Callum Priestley

Personal information
- Nationality: British (English)
- Born: 13 February 1989 (age 37) London, England

Sport
- Sport: Athletics
- Event: Hurdles
- Club: Woodford Green with Essex Ladies

Medal record
Men's athletics
Representing Great Britain
European U23 Championships
| Bronze medal – third place | 2009 Kaunas | 110 m hurdles |

= Callum Priestley =

British former track and field athlete (born 1989)

Callum Lindsay Priestley (born 13 February 1989) is a retired track and field athlete from England who specialised in sprint hurdling. Priestley served a two-year competition ban from 2010 to 2012 for violating anti-doping rules after testing positive for clenbuterol.

== Biography ==
Priestley began competing in athletics while at school and finished second in the 110 metres hurdles at the 2005 English Schools' Athletic Association Championships. Progressing through the ranks at youth level, he represented Great Britain at the 2007 European Athletics Junior Championships and reached the hurdles final, although he did not finish the race.

The 2009 season proved to be a breakthrough at national level as he took third in the 60 metres hurdles at the UK Indoor Championships. He followed this with second-place finishes outdoors at the England U23 Championships and the UK World Trials/National Championships. At the 2009 European Athletics U23 Championships he won the bronze medal behind Artur Noga and compatriot Gianni Frankis, running a personal best time of 13.63 seconds. A win at the McCain UK Challenge Final in Cardiff meant he earned a share of the £5000 jackpot as he won his race and topped the event rankings in the national competition. He gained lottery funding at the end of the year as part of the 2012 London Olympics development programme.

The next season, he became the national champion indoors with a 60 m hurdles win in Sheffield.
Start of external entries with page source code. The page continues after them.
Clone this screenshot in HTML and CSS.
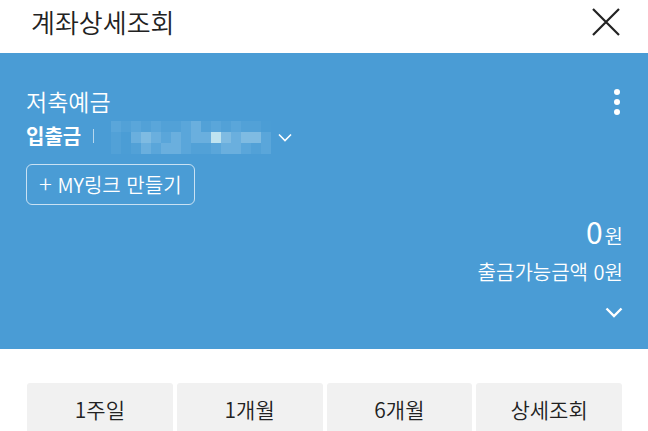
FILE: index.html
```html
<!DOCTYPE html>
<html lang="ko">
<head>
<meta charset="UTF-8">
<meta name="viewport" content="width=device-width, initial-scale=1.0">
<title>계좌상세조회</title>
<link rel="stylesheet" href="styles.css">
</head>
<body>
  <div id="header">
    <h1>계좌상세조회</h1>
    <button class="close" aria-label="닫기">
      <svg width="30" height="30" viewBox="0 0 30 30"><path d="M2 2 L28 28 M28 2 L2 28" stroke="#222" stroke-width="2.2" fill="none"/></svg>
    </button>
  </div>

  <div id="account">
    <div class="top">
      <div class="info">
        <div class="type">저축예금</div>
        <div class="kind">
          <b>입출금</b>
          <span class="bar"></span>
          <div class="mask">
            <span class="c2"></span><span class="c1"></span><span class="c2"></span><span class="c1"></span><span class="c2"></span><span class="c1"></span><span class="c1"></span><span class="c2"></span><span class="c3"></span><span class="c1"></span><span class="c2"></span><span class="c1"></span><span class="c2"></span><span class="c1"></span><span class="c1"></span><span class="c0"></span>
            <span class="c1"></span><span class="c0"></span><span class="c3"></span><span class="c4"></span><span class="c3"></span><span class="c2"></span><span class="c3"></span><span class="c2"></span><span class="c3"></span><span class="c3"></span><span class="c5"></span><span class="c4"></span><span class="c3"></span><span class="c4"></span><span class="c4"></span><span class="c2"></span>
            <span class="c1"></span><span class="c0"></span><span class="c1"></span><span class="c3"></span><span class="c2"></span><span class="c3"></span><span class="c3"></span><span class="c2"></span><span class="c1"></span><span class="c1"></span><span class="c2"></span><span class="c3"></span><span class="c3"></span><span class="c2"></span><span class="c1"></span><span class="c2"></span>
          </div>
          <svg class="caret" width="14" height="9" viewBox="0 0 14 9"><path d="M1 1.5 L7 7.5 L13 1.5" stroke="#fff" stroke-width="1.6" fill="none"/></svg>
        </div>
        <button class="mylink"><span class="plus">+</span> MY링크 만들기</button>
      </div>
      <div class="more"><i></i><i></i><i></i></div>
    </div>

    <div class="balance">
      <div class="amount"><span class="num">0</span><span class="won">원</span></div>
      <div class="avail">출금가능금액 0원</div>
      <svg class="open" width="18" height="11" viewBox="0 0 18 11"><path d="M1.5 1.5 L9 9 L16.5 1.5" stroke="#fff" stroke-width="2.4" fill="none"/></svg>
    </div>
  </div>

  <div id="periods">
    <button>1주일</button>
    <button>1개월</button>
    <button>6개월</button>
    <button>상세조회</button>
  </div>
</body>
</html>
```

FILE: styles.css
```css
body {
  font-family: "Noto Sans CJK KR", "Noto Sans", sans-serif;
  font-weight: 350;
  background-color: #fff;
  margin: 0;
  padding: 0;
  width: 648px;
  height: 431px;
  overflow: hidden;
}
#header {
  height: 53px;
  display: flex;
  align-items: center;
  justify-content: space-between;
  padding: 0 27px 0 31px;
}
#header h1 {
  margin: 0;
  font-size: 26px;
  font-weight: 350;
  color: #222;
  line-height: 30px;
  margin-top: -10px;
}
.close {
  border: none;
  background: none;
  padding: 0;
  margin-top: -10px;
  width: 30px;
  height: 30px;
}
#account {
  background-color: #4a9cd5;
  height: 296px;
  box-sizing: border-box;
  padding: 34px 25px 0 26px;
  color: #fff;
}
.top {
  display: flex;
  justify-content: space-between;
}
.type {
  font-size: 23px;
  line-height: 28px;
}
.kind {
  display: flex;
  align-items: center;
  margin-top: 8px;
  height: 26px;
}
.kind b {
  font-size: 20px;
  font-weight: bold;
  line-height: 24px;
}
.bar {
  width: 1px;
  height: 14px;
  background-color: rgba(255, 255, 255, 0.6);
  margin: 0 17px 0 12px;
}
.mask {
  display: grid;
  grid-template-columns: repeat(16, 10px);
  grid-template-rows: repeat(3, 11px);
  margin-top: 2px;
}
.mask span { display: block; }
.c0 { background-color: #4b9dd5; }
.c1 { background-color: #52a1d7; }
.c2 { background-color: #5aa6da; }
.c3 { background-color: #6aafde; }
.c4 { background-color: #7fbbe2; }
.c5 { background-color: #bfe3f0; }
.caret {
  margin-left: 7px;
  margin-top: 2px;
}
.mylink {
  margin-top: 15px;
  height: 41px;
  padding: 0 12px;
  border: 1px solid rgba(255, 255, 255, 0.7);
  border-radius: 6px;
  background: none;
  color: #fff;
  font-family: inherit;
  font-weight: 350;
  font-size: 20px;
}
.plus {
  font-size: 24px;
  font-weight: 300;
  line-height: 20px;
}
.more {
  display: flex;
  flex-direction: column;
  gap: 4px;
  margin-top: 2px;
  padding-right: 3px;
}
.more i {
  display: block;
  width: 6px;
  height: 6px;
  border-radius: 50%;
  background-color: #fff;
}
.balance {
  display: flex;
  flex-direction: column;
  align-items: flex-end;
  margin-top: 7px;
}
.amount {
  line-height: 38px;
}
.num {
  font-size: 30px;
  font-weight: normal;
}
.won {
  font-size: 20px;
  margin-left: 2px;
}
.avail {
  font-size: 20px;
  line-height: 26px;
  margin-top: 3px;
}
.open {
  margin-top: 22px;
}
#periods {
  display: flex;
  gap: 4px;
  padding: 34px 26px 0 27px;
}
#periods button {
  flex: 1;
  height: 56px;
  border: none;
  border-radius: 3px;
  background-color: #f1f1f1;
  color: #222;
  font-family: inherit;
  font-weight: 350;
  font-size: 21px;
  padding: 0 0 4px;
}
```
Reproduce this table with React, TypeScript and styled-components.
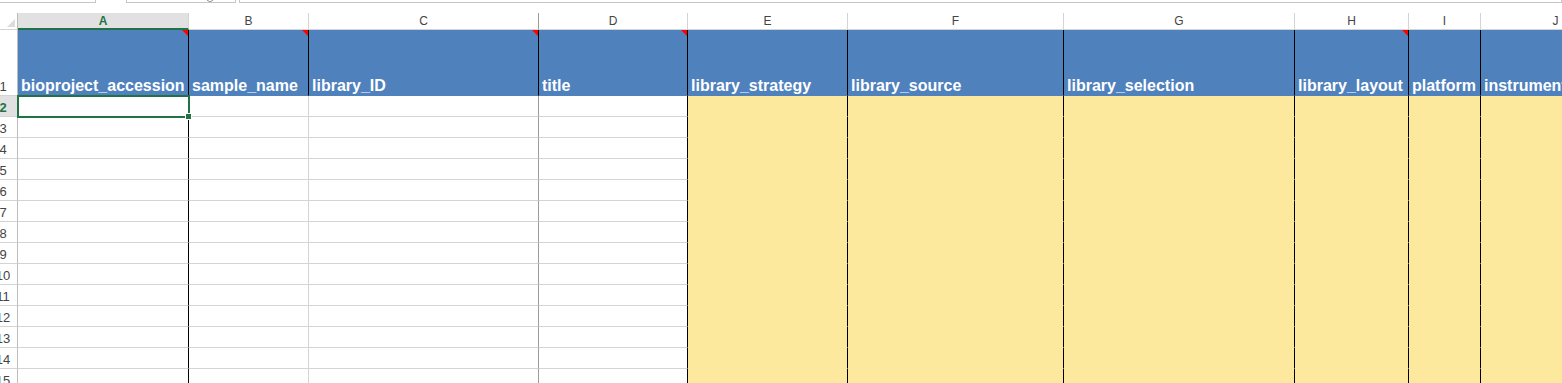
import styled, { createGlobalStyle } from 'styled-components';

const GREEN = '#217346';
const BLUE = '#4f81bd';
const YELLOW = '#fde99d';
const GRID = '#d4d4d4';

type Edge = 'black' | 'light' | 'mid';

const edgeColor: Record<Edge, string> = {
    black: '#000',
    light: GRID,
    mid: '#9b9b9b',
};

type Column = {
    key: string;
    width: number;
    title: string;
    note?: boolean;
    required?: boolean;
    edge: Edge;
};

const columns: Column[] = [
    { key: 'A', width: 171, title: 'bioproject_accession', note: true, edge: 'black' },
    { key: 'B', width: 120, title: 'sample_name', note: true, edge: 'light' },
    { key: 'C', width: 230, title: 'library_ID', note: true, edge: 'mid' },
    { key: 'D', width: 149, title: 'title', note: true, edge: 'black' },
    { key: 'E', width: 160, title: 'library_strategy', required: true, edge: 'black' },
    { key: 'F', width: 216, title: 'library_source', required: true, edge: 'black' },
    { key: 'G', width: 231, title: 'library_selection', required: true, edge: 'black' },
    { key: 'H', width: 114, title: 'library_layout', note: true, required: true, edge: 'black' },
    { key: 'I', width: 72, title: 'platform', required: true, edge: 'black' },
    { key: 'J', width: 150, title: 'instrument_model', required: true, edge: 'black' },
];

const bodyRows = Array.from({ length: 14 }, (_, i) => i + 2);

const GlobalStyle = createGlobalStyle`
  html, body {
    margin: 0;
    background: #fff;
    overflow: hidden;
  }

  body {
    font-family: "Liberation Sans", Arial, sans-serif;
  }
`;

const Page = styled.div`
    display: flex;
    flex-direction: column;
    height: 383px;
    overflow: hidden;
`;

const TabStrip = styled.div`
    display: flex;
    height: 3px;
`;

const Tab = styled.div<{ $width?: number; $gap?: number; $inset?: number }>`
    box-sizing: border-box;
    height: 3px;
    margin-left: ${({ $gap }) => $gap ?? 0}px;
    flex: ${({ $width }) => ($width ? `0 0 ${$width}px` : '1')};
    border: 1px solid #c6c6c6;
    border-top: none;
    border-left-width: ${({ $gap }) => ($gap ? 1 : 0)}px;
    display: flex;
    align-items: flex-end;
    padding-left: ${({ $inset }) => $inset ?? 0}px;
    overflow: hidden;
`;

const Viewport = styled.div`
    margin-top: 10px;
    flex: 1;
    overflow: hidden;
`;

const Sheet = styled.div<{ $cols: string }>`
    display: grid;
    width: max-content;
    margin-left: -11px;
    grid-template-columns: 29px ${({ $cols }) => $cols};
    grid-template-rows: 17px 66px repeat(14, 21px);

    & > div {
        box-sizing: border-box;
        min-width: 0;
    }
`;

const Corner = styled.div`
    position: relative;
    border-right: 1px solid #bcbcbc;
    border-bottom: 1px solid ${GRID};

    &::after {
        content: '';
        position: absolute;
        right: 2px;
        bottom: 2px;
        width: 0;
        height: 0;
        border-left: 8px solid transparent;
        border-bottom: 8px solid #dcdcdc;
    }
`;

const ColHeader = styled.div<{ $active?: boolean; $edge: Edge }>`
    display: flex;
    align-items: center;
    justify-content: center;
    font-size: 12px;
    color: ${({ $active }) => ($active ? GREEN : '#444')};
    font-weight: ${({ $active }) => ($active ? 700 : 400)};
    background: ${({ $active }) => ($active ? '#e1e1e1' : '#fff')};
    border-right: 1px solid ${({ $edge }) => ($edge === 'mid' ? edgeColor.mid : GRID)};
    border-bottom: ${({ $active }) => ($active ? `2px solid ${GREEN}` : `1px solid ${GRID}`)};
`;

const RowHeader = styled.div<{ $active?: boolean }>`
    display: flex;
    align-items: flex-end;
    justify-content: center;
    padding-bottom: 1px;
    font-size: 13px;
    line-height: 15px;
    color: ${({ $active }) => ($active ? GREEN : '#444')};
    font-weight: ${({ $active }) => ($active ? 700 : 400)};
    background: ${({ $active }) => ($active ? '#e1e1e1' : '#fff')};
    border-right: 1px solid #bcbcbc;
    border-bottom: 1px solid ${GRID};
`;

const TitleCell = styled.div`
    position: relative;
    display: flex;
    align-items: flex-end;
    padding: 0 3px;
    background: ${BLUE};
    color: #fff;
    font-weight: 700;
    font-size: 16px;
    line-height: 18px;
    white-space: nowrap;
    border-right: 1px solid #000;
    border-bottom: 1px solid ${BLUE};
`;

const NoteMark = styled.span`
    position: absolute;
    top: 0;
    right: 0;
    width: 0;
    height: 0;
    border-top: 6px solid #f00;
    border-left: 6px solid transparent;
`;

const Cell = styled.div<{ $required?: boolean; $edge: Edge }>`
    position: relative;
    background: ${({ $required }) => ($required ? YELLOW : '#fff')};
    border-right: 1px solid ${({ $edge }) => edgeColor[$edge]};
    border-bottom: 1px solid ${({ $required }) => ($required ? YELLOW : GRID)};
`;

const Selection = styled.div`
    position: absolute;
    top: -1px;
    left: -1px;
    right: -2px;
    bottom: -2px;
    border: 2px solid ${GREEN};
    z-index: 2;
    pointer-events: none;
`;

const FillHandle = styled.span`
    position: absolute;
    right: -4px;
    bottom: -4px;
    width: 5px;
    height: 5px;
    background: ${GREEN};
    border: 1px solid #fff;
`;

export default function App() {
    const cols = columns.map((c) => `${c.width}px`).join(' ');

    return (
        <>
            <GlobalStyle />
            <Page>
                <TabStrip>
                    <Tab $width={96} />
                    <Tab $width={110} $gap={30} $inset={80}>
                        <svg width="6" height="2" viewBox="0 0 6 2">
                            <path d="M0 0 L3 2 L6 0" stroke="#8a8a8a" fill="none" />
                        </svg>
                    </Tab>
                    <Tab $gap={3} />
                </TabStrip>
                <Viewport>
                    <Sheet $cols={cols}>
                        <Corner />
                        {columns.map((c) => (
                            <ColHeader key={c.key} $active={c.key === 'A'} $edge={c.edge}>
                                {c.key}
                            </ColHeader>
                        ))}

                        <RowHeader>1</RowHeader>
                        {columns.map((c) => (
                            <TitleCell key={c.key}>
                                {c.title}
                                {c.note && <NoteMark />}
                            </TitleCell>
                        ))}

                        {bodyRows.map((row) => (
                            <Row key={row} row={row} />
                        ))}
                    </Sheet>
                </Viewport>
            </Page>
        </>
    );
}

function Row({ row }: { row: number }) {
    const active = row === 2;
    return (
        <>
            <RowHeader $active={active}>{row}</RowHeader>
            {columns.map((c) => (
                <Cell key={c.key} $required={c.required} $edge={c.edge}>
                    {active && c.key === 'A' && (
                        <Selection>
                            <FillHandle />
                        </Selection>
                    )}
                </Cell>
            ))}
        </>
    );
}
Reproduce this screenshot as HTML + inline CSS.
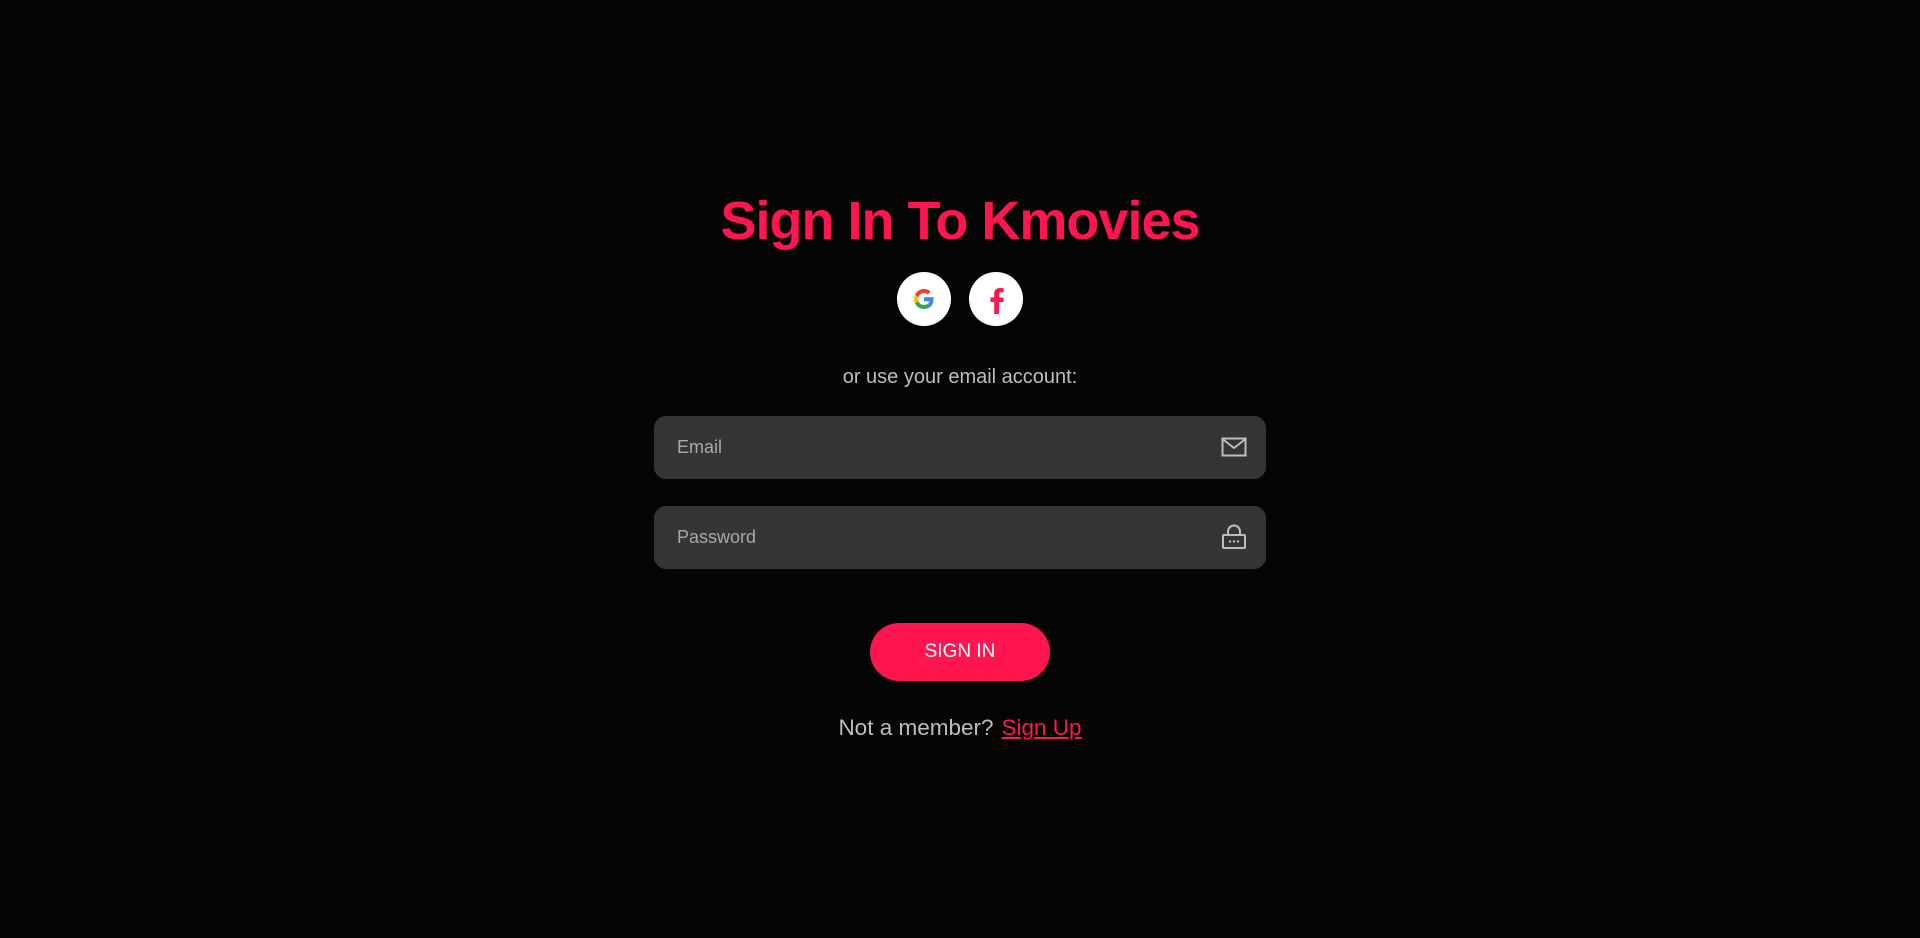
<!DOCTYPE html>
<html><head><meta charset="utf-8"><style>
html,body{margin:0;padding:0;background:#050505;width:1920px;height:938px;overflow:hidden;font-family:"Liberation Sans",sans-serif}
.t{position:absolute;left:0;width:1920px;text-align:center;top:186px;font-size:54px;font-weight:bold;color:#ff1650;letter-spacing:-1px;line-height:70px}
.c{position:absolute;top:272px;width:54px;height:54px;border-radius:50%;background:#fff}
.or{position:absolute;left:0;width:1920px;text-align:center;top:366px;font-size:20px;color:#bdbdbd}
.in{position:absolute;left:654px;width:612px;height:63px;border-radius:12px;background:#353537}
.in span{position:absolute;left:23px;top:21px;font-size:18px;color:#a8a8a8}
.in svg{position:absolute;right:19px}
.btn{position:absolute;left:870px;top:623px;width:180px;height:58px;border-radius:29px;background:#ff1650;color:#fff;font-size:19px;text-align:center;line-height:58px}
.nm{position:absolute;left:0;width:1920px;text-align:center;top:715px;font-size:22.5px;color:#bdbdbd}
.nm a{color:#ff1650;text-decoration:underline;margin-left:8px}
</style></head><body>
<div class="t">Sign In To Kmovies</div>
<div class="c" style="left:897px"><svg width="54" height="54" viewBox="0 0 54 54">
<path d="M36.5 27.3c0-.8-.1-1.5-.2-2.2H27v4.2h5.3c-.2 1.3-1 2.4-2 3.1v2.6h3.3c1.9-1.8 2.9-4.4 2.9-7.7z" fill="#4285F4"/>
<path d="M27 37c2.7 0 5-.9 6.6-2.4l-3.3-2.6c-.9.6-2 1-3.3 1-2.6 0-4.8-1.7-5.5-4.1h-3.4v2.6C19.7 34.8 23.1 37 27 37z" fill="#34A853"/>
<path d="M21.5 28.9c-.2-.6-.3-1.2-.3-1.9s.1-1.3.3-1.9v-2.6h-3.4c-.7 1.4-1.1 2.9-1.1 4.5s.4 3.1 1.1 4.5l3.4-2.6z" fill="#FBBC05"/>
<path d="M27 21c1.5 0 2.8.5 3.8 1.5l2.9-2.9C32 18 29.7 17 27 17c-3.9 0-7.3 2.2-8.9 5.5l3.4 2.6c.7-2.4 2.9-4.1 5.5-4.1z" fill="#EA4335"/>
</svg></div>
<div class="c" style="left:969px"><svg width="54" height="54" viewBox="0 0 54 54"><path d="M30 42V30h4.5v-4.5H30v-3c0-1.3.5-2.2 2.2-2.2h2.5v-4c-.5-.1-2-.3-3.7-.3-3.5 0-5.8 2.1-5.8 6V25.5h-3.8V30h3.8v12z" fill="#ff1650"/></svg></div>
<div class="or">or use your email account:</div>
<div class="in" style="top:416px"><span>Email</span><svg style="top:21px" width="26" height="20" viewBox="0 0 26 20"><rect x="1.5" y="1.5" width="23" height="17" fill="none" stroke="#bdbdbd" stroke-width="2"/><path d="M1.5 2l11.5 9 11.5-9" fill="none" stroke="#bdbdbd" stroke-width="2"/></svg></div>
<div class="in" style="top:506px"><span>Password</span><svg style="top:18px" width="26" height="26" viewBox="0 0 26 26"><path d="M7 11V7.5a6 6 0 0 1 12 0V11" fill="none" stroke="#bdbdbd" stroke-width="2"/><rect x="2" y="11" width="22" height="13" rx="1" fill="none" stroke="#bdbdbd" stroke-width="2"/><circle cx="9" cy="17.5" r="1.2" fill="#bdbdbd"/><circle cx="13" cy="17.5" r="1.2" fill="#bdbdbd"/><circle cx="17" cy="17.5" r="1.2" fill="#bdbdbd"/></svg></div>
<div class="btn">SIGN IN</div>
<div class="nm">Not a member?<a>Sign Up</a></div>
</body></html>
== Anti-doping rules violation ==
Whilst training at UK Athletics winter camp in South Africa in January 2020, Priestly failed out-of-competition drugs test where the prohibited substance clenbuterol was found in his system. He was provisionally suspended in February 2010. During an investigation, Priestley was unable to prove how he had ingested clenbuterol unintentionally and he was subsequently served with a two-year competition ban in September 2010 that was in effect until February 2012. His ban also included a lifetime competition ban for representing Great Britain at the Olympics.